[start]

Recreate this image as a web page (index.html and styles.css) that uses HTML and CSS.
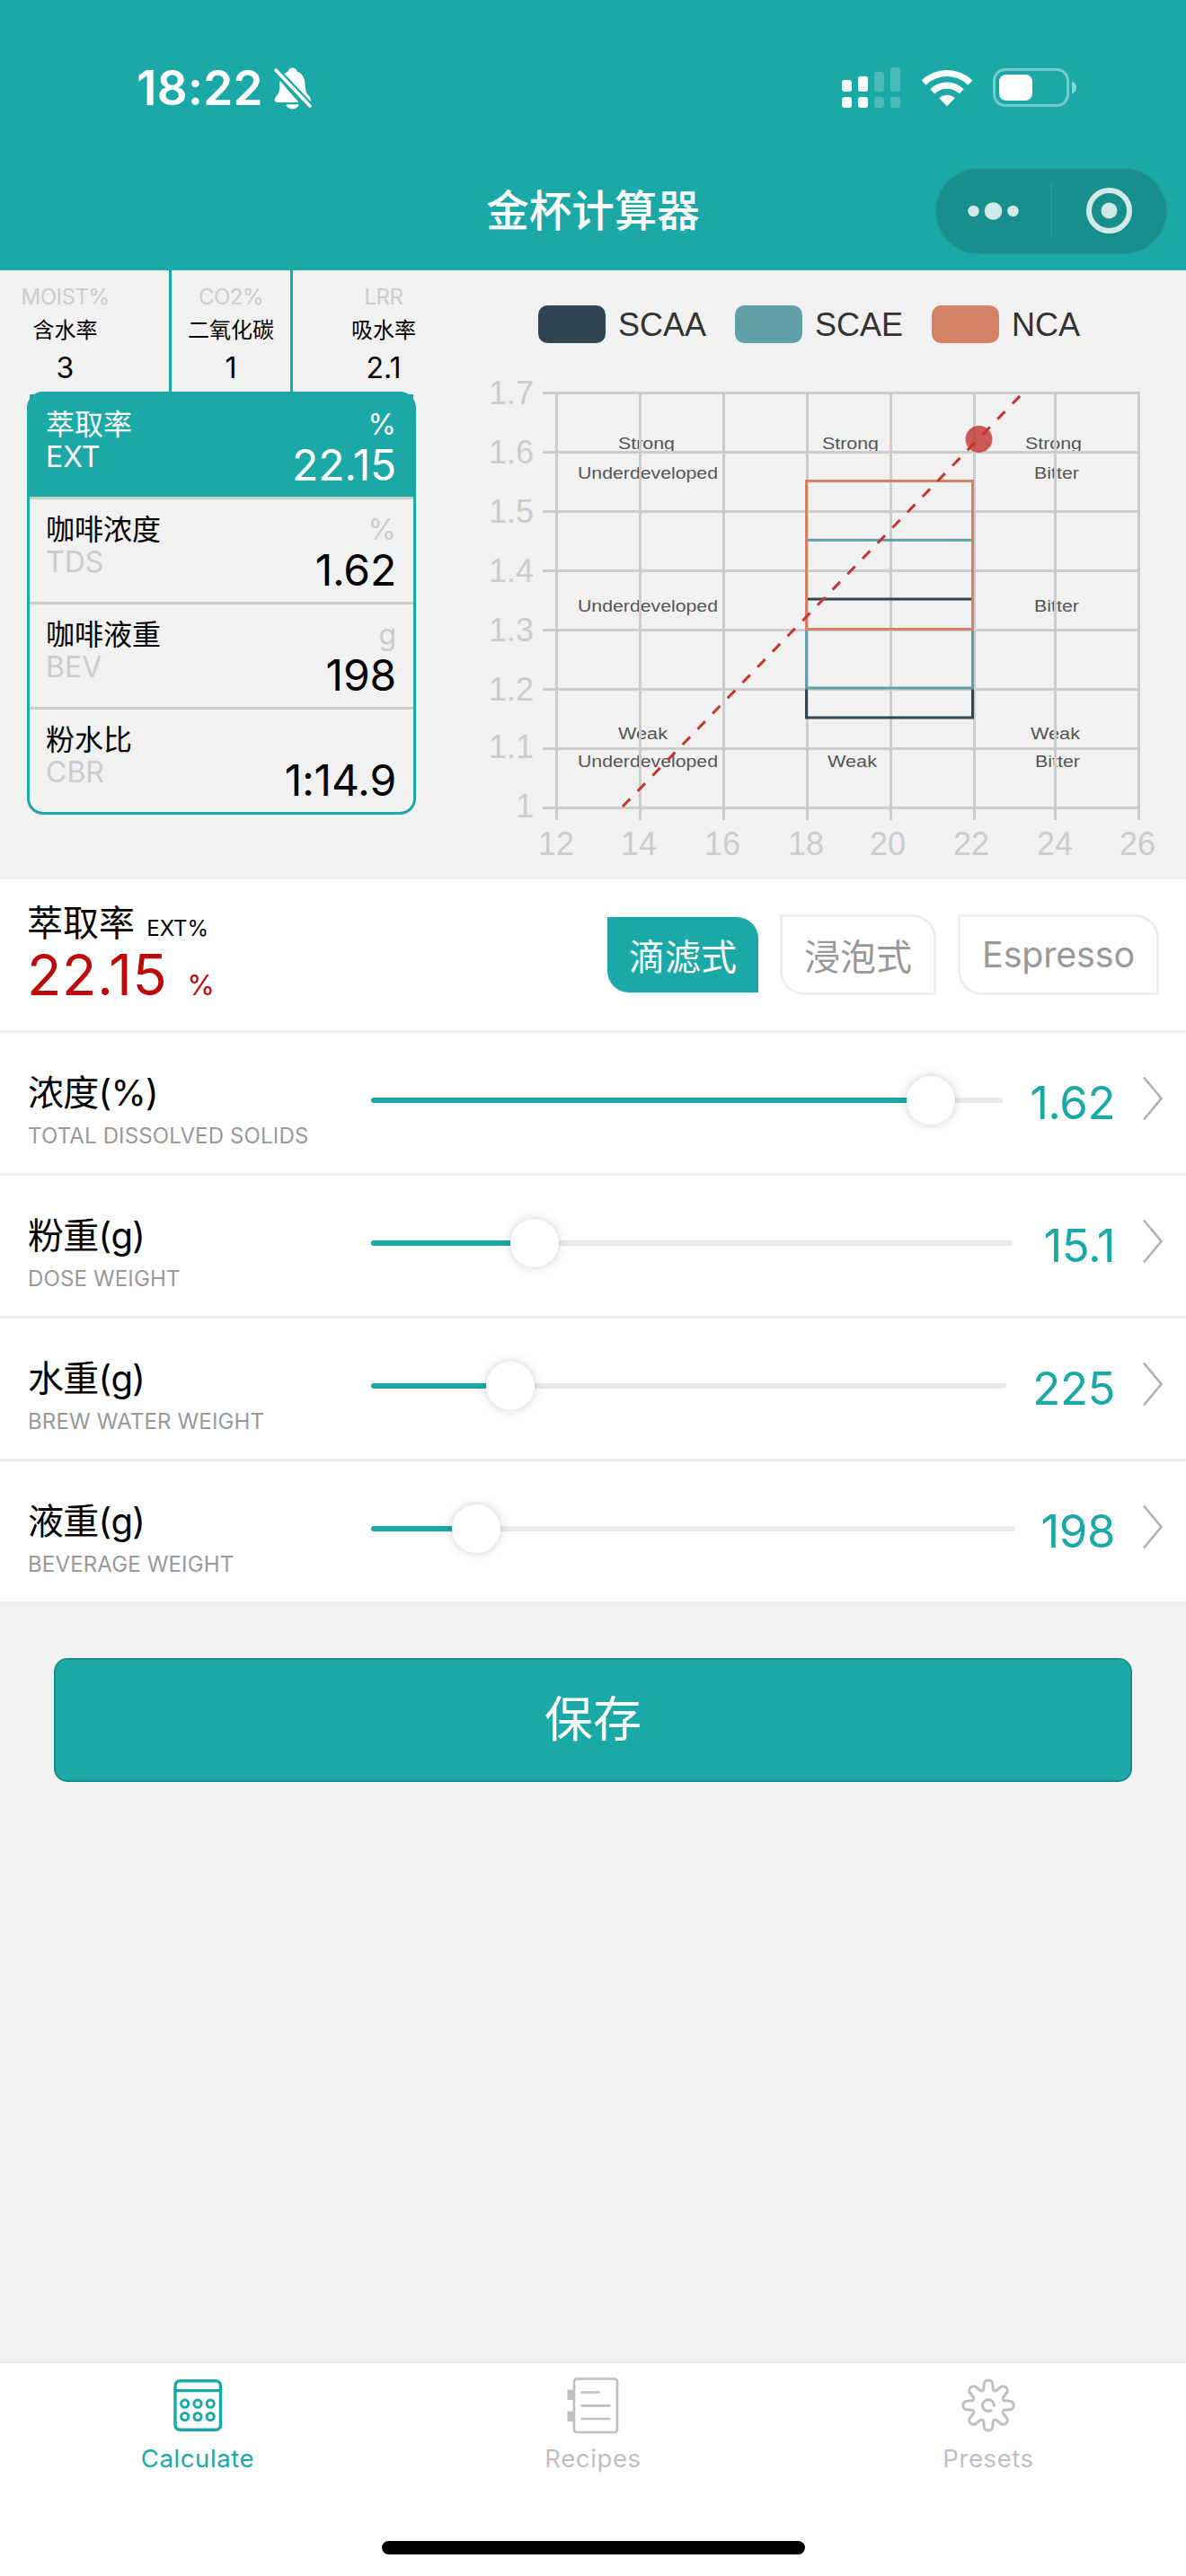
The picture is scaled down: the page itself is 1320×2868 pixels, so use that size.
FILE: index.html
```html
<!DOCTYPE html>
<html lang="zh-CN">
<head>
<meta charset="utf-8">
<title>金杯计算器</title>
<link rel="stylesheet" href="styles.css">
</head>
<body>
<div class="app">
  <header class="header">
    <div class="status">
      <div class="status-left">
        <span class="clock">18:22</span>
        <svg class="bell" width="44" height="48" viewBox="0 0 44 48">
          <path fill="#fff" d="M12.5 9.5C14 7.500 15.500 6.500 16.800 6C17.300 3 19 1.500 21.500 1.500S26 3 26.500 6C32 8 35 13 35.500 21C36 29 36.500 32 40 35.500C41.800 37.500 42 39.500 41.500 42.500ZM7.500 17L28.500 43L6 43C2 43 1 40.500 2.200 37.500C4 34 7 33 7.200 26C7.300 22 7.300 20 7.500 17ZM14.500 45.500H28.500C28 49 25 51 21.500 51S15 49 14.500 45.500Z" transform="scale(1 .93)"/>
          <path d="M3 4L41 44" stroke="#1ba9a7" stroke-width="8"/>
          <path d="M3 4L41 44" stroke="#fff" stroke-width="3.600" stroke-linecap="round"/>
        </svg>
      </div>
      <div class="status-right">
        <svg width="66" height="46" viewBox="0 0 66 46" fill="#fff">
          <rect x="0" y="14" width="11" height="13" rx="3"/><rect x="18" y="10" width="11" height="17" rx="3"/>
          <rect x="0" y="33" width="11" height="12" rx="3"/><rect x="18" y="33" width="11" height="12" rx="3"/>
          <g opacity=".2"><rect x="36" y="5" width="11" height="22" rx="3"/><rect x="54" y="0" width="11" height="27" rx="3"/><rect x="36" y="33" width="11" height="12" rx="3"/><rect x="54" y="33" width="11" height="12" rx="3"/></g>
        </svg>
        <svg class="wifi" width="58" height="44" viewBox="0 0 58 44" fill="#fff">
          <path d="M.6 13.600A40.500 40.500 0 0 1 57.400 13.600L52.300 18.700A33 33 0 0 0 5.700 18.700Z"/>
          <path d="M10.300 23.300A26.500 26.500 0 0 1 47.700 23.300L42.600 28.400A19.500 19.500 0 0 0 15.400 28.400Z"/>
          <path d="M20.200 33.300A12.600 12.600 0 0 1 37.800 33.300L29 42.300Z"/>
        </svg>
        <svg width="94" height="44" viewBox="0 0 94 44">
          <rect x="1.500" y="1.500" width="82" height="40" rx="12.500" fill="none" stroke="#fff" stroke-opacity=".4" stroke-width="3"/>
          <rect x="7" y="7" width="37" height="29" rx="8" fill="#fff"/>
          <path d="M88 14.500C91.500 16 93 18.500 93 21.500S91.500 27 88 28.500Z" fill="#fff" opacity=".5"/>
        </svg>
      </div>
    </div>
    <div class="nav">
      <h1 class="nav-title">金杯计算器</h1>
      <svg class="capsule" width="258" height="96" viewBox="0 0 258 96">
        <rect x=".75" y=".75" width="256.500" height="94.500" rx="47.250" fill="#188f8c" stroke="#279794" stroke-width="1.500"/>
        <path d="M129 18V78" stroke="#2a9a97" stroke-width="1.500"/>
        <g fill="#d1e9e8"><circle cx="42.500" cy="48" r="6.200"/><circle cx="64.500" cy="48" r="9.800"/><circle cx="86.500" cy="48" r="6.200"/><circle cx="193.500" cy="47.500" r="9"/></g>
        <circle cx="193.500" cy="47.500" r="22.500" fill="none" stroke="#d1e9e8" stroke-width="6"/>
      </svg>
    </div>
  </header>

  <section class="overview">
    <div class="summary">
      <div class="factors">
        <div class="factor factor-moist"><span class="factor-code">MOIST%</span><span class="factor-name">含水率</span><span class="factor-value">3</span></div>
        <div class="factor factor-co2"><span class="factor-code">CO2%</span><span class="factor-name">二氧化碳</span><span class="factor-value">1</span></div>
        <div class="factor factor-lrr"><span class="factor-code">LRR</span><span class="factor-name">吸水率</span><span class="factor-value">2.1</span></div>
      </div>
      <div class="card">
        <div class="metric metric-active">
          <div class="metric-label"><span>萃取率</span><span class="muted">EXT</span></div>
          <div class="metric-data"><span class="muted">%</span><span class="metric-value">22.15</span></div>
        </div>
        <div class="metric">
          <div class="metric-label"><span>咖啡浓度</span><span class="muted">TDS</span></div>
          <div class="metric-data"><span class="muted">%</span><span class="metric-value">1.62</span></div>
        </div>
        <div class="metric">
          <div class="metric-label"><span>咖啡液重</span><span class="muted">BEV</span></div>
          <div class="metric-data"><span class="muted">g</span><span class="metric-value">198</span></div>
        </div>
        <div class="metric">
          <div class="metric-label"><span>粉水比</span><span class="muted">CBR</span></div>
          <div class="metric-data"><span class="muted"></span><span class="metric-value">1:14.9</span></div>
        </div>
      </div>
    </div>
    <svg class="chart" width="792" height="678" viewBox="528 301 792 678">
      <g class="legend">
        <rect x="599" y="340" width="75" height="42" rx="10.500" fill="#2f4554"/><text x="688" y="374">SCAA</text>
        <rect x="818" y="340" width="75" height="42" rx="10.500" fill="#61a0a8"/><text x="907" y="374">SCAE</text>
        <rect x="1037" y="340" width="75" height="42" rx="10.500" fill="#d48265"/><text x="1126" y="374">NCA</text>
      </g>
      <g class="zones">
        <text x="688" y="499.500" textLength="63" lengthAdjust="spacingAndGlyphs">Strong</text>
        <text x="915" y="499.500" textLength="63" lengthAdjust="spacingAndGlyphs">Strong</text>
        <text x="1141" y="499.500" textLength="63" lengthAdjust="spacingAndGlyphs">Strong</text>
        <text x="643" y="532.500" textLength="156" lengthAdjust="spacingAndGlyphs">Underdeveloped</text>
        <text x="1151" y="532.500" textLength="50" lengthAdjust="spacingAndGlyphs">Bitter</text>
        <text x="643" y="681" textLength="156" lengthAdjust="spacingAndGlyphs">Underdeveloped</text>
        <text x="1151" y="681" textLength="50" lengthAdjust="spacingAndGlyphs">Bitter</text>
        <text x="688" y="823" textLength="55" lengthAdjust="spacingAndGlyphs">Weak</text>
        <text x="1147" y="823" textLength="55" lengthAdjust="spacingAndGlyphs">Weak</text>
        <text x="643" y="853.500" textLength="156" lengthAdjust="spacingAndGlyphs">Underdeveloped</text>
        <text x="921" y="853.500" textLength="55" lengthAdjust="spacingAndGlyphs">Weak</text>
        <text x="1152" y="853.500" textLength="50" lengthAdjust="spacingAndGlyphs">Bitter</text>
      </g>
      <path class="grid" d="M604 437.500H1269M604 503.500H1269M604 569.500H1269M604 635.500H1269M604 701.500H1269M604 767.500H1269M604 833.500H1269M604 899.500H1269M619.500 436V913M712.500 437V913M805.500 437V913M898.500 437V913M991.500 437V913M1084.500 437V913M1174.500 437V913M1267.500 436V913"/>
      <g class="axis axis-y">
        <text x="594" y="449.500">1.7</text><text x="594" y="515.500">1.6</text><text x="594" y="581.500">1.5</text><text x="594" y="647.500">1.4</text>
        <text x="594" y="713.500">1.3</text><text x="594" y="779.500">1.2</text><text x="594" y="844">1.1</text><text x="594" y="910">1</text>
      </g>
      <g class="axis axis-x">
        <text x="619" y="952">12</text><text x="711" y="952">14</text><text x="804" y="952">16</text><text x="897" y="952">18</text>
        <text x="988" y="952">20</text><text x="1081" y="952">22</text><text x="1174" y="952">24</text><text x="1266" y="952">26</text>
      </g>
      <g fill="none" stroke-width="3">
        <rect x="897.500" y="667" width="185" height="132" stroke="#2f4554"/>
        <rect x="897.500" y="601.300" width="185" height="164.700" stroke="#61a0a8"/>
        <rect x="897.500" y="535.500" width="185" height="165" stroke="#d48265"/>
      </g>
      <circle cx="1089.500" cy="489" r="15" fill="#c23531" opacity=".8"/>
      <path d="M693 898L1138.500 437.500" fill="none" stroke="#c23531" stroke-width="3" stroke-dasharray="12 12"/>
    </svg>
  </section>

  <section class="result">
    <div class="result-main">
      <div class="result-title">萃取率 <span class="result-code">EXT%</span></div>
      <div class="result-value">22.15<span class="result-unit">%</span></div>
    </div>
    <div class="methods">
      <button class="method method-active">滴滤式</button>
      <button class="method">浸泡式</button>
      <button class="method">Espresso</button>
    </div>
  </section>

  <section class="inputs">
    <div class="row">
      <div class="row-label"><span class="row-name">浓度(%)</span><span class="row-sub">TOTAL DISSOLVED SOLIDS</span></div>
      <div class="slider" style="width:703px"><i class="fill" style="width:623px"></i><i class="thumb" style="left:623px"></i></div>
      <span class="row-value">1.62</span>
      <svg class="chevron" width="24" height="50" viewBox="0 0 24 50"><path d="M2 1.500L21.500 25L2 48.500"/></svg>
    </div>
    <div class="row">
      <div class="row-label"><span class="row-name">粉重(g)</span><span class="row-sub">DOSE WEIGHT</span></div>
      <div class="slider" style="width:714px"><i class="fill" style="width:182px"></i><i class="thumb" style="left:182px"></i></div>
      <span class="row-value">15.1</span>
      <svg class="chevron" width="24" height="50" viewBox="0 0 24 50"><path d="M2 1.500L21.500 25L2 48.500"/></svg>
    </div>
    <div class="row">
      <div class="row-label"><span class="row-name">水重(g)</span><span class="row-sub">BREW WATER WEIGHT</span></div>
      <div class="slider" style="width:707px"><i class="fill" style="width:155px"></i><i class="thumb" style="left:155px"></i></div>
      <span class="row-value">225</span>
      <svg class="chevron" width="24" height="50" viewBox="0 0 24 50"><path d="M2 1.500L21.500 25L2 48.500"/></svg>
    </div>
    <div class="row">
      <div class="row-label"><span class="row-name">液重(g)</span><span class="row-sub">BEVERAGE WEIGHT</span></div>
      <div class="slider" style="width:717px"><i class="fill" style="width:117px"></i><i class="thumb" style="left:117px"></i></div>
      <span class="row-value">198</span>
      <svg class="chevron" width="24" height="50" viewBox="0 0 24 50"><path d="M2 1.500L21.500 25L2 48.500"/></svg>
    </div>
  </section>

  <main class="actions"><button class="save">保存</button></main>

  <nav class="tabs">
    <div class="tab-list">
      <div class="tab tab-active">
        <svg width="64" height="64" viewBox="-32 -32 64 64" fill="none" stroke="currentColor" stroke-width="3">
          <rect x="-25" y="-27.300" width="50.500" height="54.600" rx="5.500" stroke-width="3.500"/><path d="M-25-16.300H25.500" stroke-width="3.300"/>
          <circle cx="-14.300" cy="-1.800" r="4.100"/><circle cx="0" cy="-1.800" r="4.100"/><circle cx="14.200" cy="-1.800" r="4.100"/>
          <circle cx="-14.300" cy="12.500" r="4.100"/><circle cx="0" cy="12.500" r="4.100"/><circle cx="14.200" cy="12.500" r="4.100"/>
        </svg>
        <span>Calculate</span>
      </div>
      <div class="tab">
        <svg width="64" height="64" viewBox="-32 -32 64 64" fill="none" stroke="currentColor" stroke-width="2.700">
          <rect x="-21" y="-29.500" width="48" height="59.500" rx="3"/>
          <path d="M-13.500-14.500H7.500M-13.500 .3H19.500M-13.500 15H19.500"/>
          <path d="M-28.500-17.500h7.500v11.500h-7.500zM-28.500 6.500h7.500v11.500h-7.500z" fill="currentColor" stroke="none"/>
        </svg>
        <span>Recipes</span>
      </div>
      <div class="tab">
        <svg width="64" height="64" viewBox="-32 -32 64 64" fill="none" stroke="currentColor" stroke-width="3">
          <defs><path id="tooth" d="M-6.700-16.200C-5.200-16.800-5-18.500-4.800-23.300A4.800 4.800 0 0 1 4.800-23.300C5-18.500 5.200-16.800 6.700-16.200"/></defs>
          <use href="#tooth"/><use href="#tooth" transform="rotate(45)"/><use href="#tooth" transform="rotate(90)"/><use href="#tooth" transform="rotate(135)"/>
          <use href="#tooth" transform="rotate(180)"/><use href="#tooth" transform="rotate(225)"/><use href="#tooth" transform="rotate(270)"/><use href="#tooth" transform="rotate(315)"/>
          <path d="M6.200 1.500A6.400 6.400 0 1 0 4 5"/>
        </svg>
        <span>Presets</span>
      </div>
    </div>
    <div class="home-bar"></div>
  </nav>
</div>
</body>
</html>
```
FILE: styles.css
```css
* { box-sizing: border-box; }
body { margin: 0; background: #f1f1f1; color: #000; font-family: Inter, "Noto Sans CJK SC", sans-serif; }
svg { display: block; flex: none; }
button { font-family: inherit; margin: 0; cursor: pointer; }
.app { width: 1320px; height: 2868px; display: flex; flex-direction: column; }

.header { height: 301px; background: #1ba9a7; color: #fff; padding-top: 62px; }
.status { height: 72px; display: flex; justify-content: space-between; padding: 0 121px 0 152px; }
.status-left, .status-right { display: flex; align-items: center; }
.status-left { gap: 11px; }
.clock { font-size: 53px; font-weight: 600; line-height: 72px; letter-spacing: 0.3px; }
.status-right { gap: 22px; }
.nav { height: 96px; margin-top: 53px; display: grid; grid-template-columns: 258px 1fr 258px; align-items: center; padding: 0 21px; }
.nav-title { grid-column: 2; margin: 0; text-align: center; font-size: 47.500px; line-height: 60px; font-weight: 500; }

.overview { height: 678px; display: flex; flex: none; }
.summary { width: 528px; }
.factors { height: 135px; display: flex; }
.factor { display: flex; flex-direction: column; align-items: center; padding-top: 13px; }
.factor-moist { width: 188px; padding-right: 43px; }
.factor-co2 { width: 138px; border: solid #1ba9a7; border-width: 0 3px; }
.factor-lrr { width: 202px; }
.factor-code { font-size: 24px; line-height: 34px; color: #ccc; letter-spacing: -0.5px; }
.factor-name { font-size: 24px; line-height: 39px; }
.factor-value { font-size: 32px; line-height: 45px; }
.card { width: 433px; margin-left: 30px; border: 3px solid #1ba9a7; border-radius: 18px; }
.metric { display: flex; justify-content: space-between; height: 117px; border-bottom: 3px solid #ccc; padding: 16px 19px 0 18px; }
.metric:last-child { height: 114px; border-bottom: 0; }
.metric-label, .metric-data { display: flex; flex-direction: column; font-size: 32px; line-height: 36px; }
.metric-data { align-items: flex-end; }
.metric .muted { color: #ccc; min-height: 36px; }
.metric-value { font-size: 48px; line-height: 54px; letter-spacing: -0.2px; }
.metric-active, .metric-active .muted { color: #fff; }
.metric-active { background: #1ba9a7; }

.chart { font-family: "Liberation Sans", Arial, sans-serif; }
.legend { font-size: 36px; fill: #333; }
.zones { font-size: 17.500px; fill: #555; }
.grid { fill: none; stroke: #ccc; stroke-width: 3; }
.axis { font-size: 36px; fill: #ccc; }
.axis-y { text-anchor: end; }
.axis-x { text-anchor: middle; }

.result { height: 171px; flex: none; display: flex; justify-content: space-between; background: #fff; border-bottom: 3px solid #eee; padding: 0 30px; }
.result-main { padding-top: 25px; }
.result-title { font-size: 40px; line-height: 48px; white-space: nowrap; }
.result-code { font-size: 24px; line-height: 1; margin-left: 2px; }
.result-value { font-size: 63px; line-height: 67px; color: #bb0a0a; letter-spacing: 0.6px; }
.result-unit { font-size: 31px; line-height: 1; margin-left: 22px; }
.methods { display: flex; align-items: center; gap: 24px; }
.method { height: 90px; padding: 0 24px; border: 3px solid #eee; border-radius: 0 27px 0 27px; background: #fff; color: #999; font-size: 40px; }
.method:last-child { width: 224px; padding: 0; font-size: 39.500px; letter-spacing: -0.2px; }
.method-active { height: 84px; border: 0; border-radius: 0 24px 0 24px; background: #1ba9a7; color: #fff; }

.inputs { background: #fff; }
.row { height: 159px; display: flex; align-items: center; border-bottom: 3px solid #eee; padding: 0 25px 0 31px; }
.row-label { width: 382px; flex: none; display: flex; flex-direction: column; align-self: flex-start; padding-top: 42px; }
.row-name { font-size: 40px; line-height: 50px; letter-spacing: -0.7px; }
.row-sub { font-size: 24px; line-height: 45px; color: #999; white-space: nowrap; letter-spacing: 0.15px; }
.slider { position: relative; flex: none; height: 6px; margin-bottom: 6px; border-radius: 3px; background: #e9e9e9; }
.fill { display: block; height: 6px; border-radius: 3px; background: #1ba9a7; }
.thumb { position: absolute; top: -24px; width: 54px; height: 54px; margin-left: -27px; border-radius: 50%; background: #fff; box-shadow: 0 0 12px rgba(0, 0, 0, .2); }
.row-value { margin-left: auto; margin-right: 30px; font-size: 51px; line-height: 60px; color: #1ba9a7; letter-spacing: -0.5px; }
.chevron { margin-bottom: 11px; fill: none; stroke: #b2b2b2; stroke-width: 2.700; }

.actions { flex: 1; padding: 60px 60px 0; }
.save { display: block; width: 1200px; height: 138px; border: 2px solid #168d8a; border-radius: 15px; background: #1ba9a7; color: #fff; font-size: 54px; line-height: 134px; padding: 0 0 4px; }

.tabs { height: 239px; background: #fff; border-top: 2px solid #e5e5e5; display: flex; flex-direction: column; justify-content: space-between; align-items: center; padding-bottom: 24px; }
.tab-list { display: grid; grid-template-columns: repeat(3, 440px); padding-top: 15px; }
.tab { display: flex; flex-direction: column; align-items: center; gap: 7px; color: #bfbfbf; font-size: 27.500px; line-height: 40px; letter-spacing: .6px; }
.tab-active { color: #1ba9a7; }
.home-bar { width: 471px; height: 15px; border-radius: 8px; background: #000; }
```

[end]

Select and copy every line of the material that holds the string "page".

▸ **Reply to the task**
Recreate this image as a web page (index.html and styles.css) that uses HTML and CSS.
The picture is scaled down: the page itself is 1320×2868 pixels, so use that size.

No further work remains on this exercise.